The Goddess Goes Home

24 Oct 2011 8:22 AM | Anonymous

The Goddess Goes Home
Following years of haggling over its provenance, a celebrated statue once identified as Aphrodite, has returned to Italy
By Ralph Frammolino
Photographs by Francesco Lastrucci
Smithsonian magazine, November 2011,
From the look on Renzo Canavesi’s face, our first encounter was not going to end well. The strapping, barrel-chested octogenarian stared down at me from the second-floor landing of his home in the foothills of the Swiss Alps while a dog barked wildly from behind an iron gate. I had traveled more than 6,000 miles to ask Canavesi about one of the world’s most contested pieces of ancient art: a 2,400-year-old statue of a woman believed to be Aphrodite, the Greek goddess of love.

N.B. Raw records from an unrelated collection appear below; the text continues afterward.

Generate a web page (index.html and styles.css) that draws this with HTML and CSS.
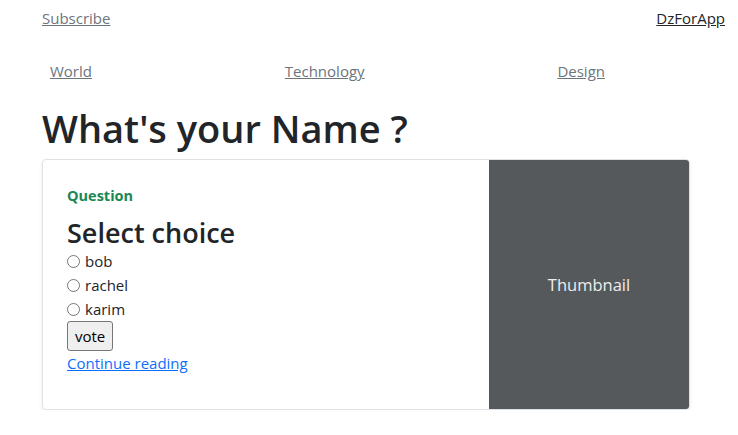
FILE: index.html
```html
<!DOCTYPE html>
<html lang="en">
<head>
<meta charset="utf-8">
<title>What's your Name ?</title>
<link rel="stylesheet" href="styles.css">
</head>
<body>
<header class="top">
  <a class="subscribe" href="#">Subscribe</a>
  <a class="brand" href="#">DzForApp</a>
</header>
<nav class="nav">
  <a class="nav-link" href="#">World</a>
  <a class="nav-link" href="#">Technology</a>
  <a class="nav-link" href="#">Design</a>
</nav>
<main class="main">
  <h1 class="title">What's your Name ?</h1>
  <div class="card">
    <div class="card-body">
      <strong class="kicker">Question</strong>
      <h3 class="card-title">Select choice</h3>
      <form class="choices">
        <label class="choice"><input type="radio" name="c" class="radio"> bob</label>
        <label class="choice"><input type="radio" name="c" class="radio"> rachel</label>
        <label class="choice"><input type="radio" name="c" class="radio"> karim</label>
        <button type="button" class="vote">vote</button>
      </form>
      <a class="more" href="#">Continue reading</a>
    </div>
    <div class="thumb">Thumbnail</div>
  </div>
</main>
</body>
</html>
```
FILE: styles.css
```css
* { box-sizing: border-box; }
body {
  margin: 0;
  font-family: "Open Sans", "Noto Sans", sans-serif;
  font-size: 15px;
  line-height: 24px;
  color: #212529;
  background: #fff;
}
.top {
  display: flex;
  justify-content: space-between;
  padding: 6px 13px 0 42px;
}
.subscribe { color: #6c757d; }
.brand { color: #212529; }
.nav {
  display: flex;
  justify-content: space-between;
  width: 571px;
  margin: 21px 0 0 42px;
}
.nav-link {
  color: #6c757d;
  padding: 8px;
}
.main { padding-left: 42px; }
.title {
  margin: 13px 0 7px;
  font-size: 38px;
  line-height: 48px;
  font-weight: 600;
}
.card {
  display: flex;
  width: 648px;
  height: 251px;
  border: 1px solid #dee2e6;
  border-radius: 4px;
  box-shadow: 0 2px 4px rgba(0,0,0,0.075);
  overflow: hidden;
}
.card-body {
  flex: 1;
  padding: 24px;
  display: flex;
  flex-direction: column;
  align-items: flex-start;
}
.kicker {
  color: #198754;
  font-size: 14.5px;
  font-weight: 700;
  margin-bottom: 8px;
}
.card-title {
  margin: 0;
  font-size: 27px;
  line-height: 33px;
  font-weight: 600;
}
.choices {
  display: flex;
  flex-direction: column;
  align-items: flex-start;
}
.choice {
  display: flex;
  align-items: center;
  height: 24px;
}
.radio {
  margin: 0 5px 0 0;
  width: 13px;
  height: 13px;
}
.vote {
  font-family: inherit;
  font-size: 15px;
  line-height: 22px;
  padding: 3px 7px;
  border: 1px solid #767676;
  border-radius: 3px;
  background: #efefef;
  color: #000;
}
.more { color: #0d6efd; }
.thumb {
  width: 200px;
  background: #55595c;
  color: #eceeef;
  display: flex;
  align-items: center;
  justify-content: center;
  font-size: 16.5px;
}
```
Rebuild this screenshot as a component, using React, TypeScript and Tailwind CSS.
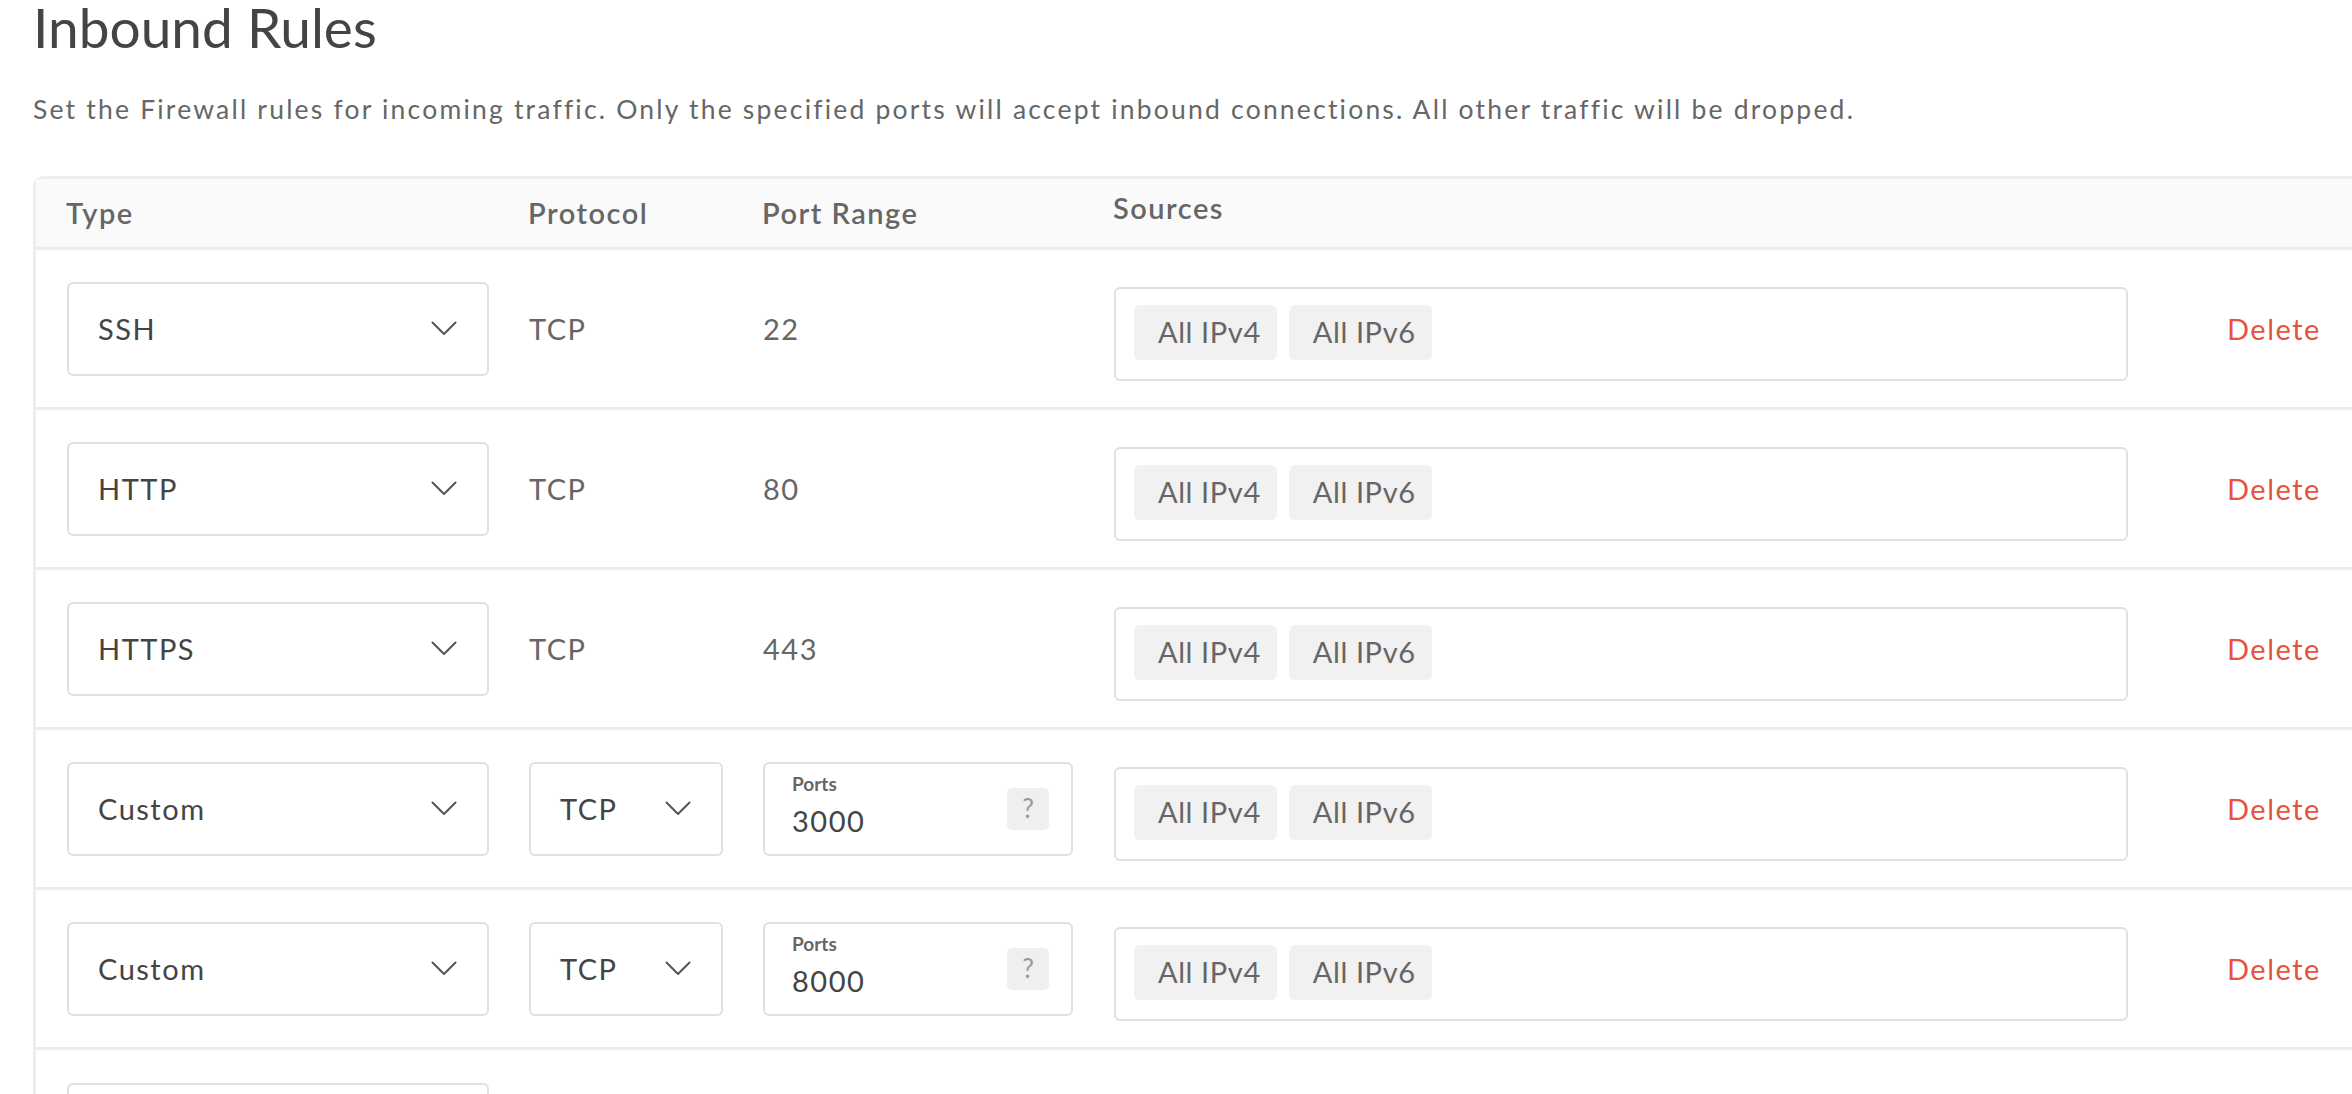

The statue, which stands seven-and-a-half-feet tall and weighs more than half a ton, had reigned since 1988 as the centerpiece of the Greek and Roman antiquities collection at the J. Paul Getty Museum near Malibu, California, the world’s richest art institution. Italian officials insisted it had been looted from central Sicily, and they wanted it back. Canavesi had been identified as the statue’s previous owner. When I knocked on his door that day five years ago, I was a reporter for the Los Angeles Times, and he was living quietly in the town of Sagno, just north of the border with Italy.